J. Wohletz Pancakes from IHOP.
IHOP is usually an option rather than a priority -- unless I'm stumbling in for a 2 a.m. booty call plate of pancakes.
The first IHOP store went up in Los Angeles in 1958 with what was then a fresh concept: breakfast foods from around the world, done American-style. The menu had blintzes, crepes, French toast and pancakes with syrups other than plain maple -- cool for the times -- and in the 1980s it followed Denny's and expanded the offerings to blue plate-type lunch and dinner dishes. In 2008, IHOP bought the then-sales-slumping Applebee's chain in 2007 and formed DineEquity.
J. Wohletz There's lousy coffee hiding under that whipped cream.

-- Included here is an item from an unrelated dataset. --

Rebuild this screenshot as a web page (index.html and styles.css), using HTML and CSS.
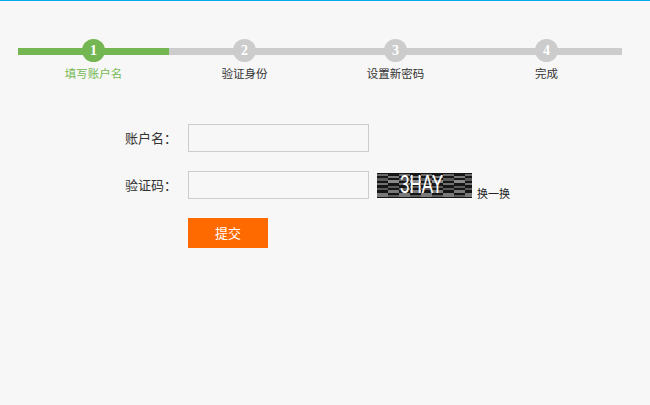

My recent visit to Applebee's inspired me to try its sibling. When I stopped by the Westminster IHOP last week, I learned from the window-sticky ads that it now has flavored hot chocolates and coffees. My last visit to an IHOP was years ago, in the Midwest, and I remember the coffee being of the black, gritty, summer road-tar variety. I ordered a Swiss mocha coffee, and it came twirled with whipped cream that quickly dissipated into globules of yellow oil dotting the same lackluster coffee I remembered, except with a squirt of Hershey's syrup.
The service at IHOP isn't the friendliest, but it's always fast. My server really wanted to refill my supersweet coffee, and seemed pained when I refused multiple times.
I had higher hopes for IHOP's 7 for $7 menu than for the coffee. There were several mildly appealing options -- and most of them included fried meat. I had to choose between crepes; banana bread French toast; a western omelet; a crispy chicken, bacon and ranch sandwich with fries; a bacon-wrapped sirloin steak and eggs; chicken and waffles and something called a "spicy triple meat scramble." I picked the last two, because I can't pass up any restaurant's chicken and waffles, and the "spicy," " triple," "meat" and "scramble" are all lovely words, especially in that order.
No western omelet for me, but at least IHOP took "Denver" out of the name: I get really, really tired of people making lame jokes about the-omelet-I-didn't-like-before-I-moved-to-Denver. With all the incredible Colorado exports -- marvelous lamb chops, perfect peaches and even a few above-average bottles of local wine -- sticking us with a rep for green pepper-poisoned egg pillows is grotesquely unfair.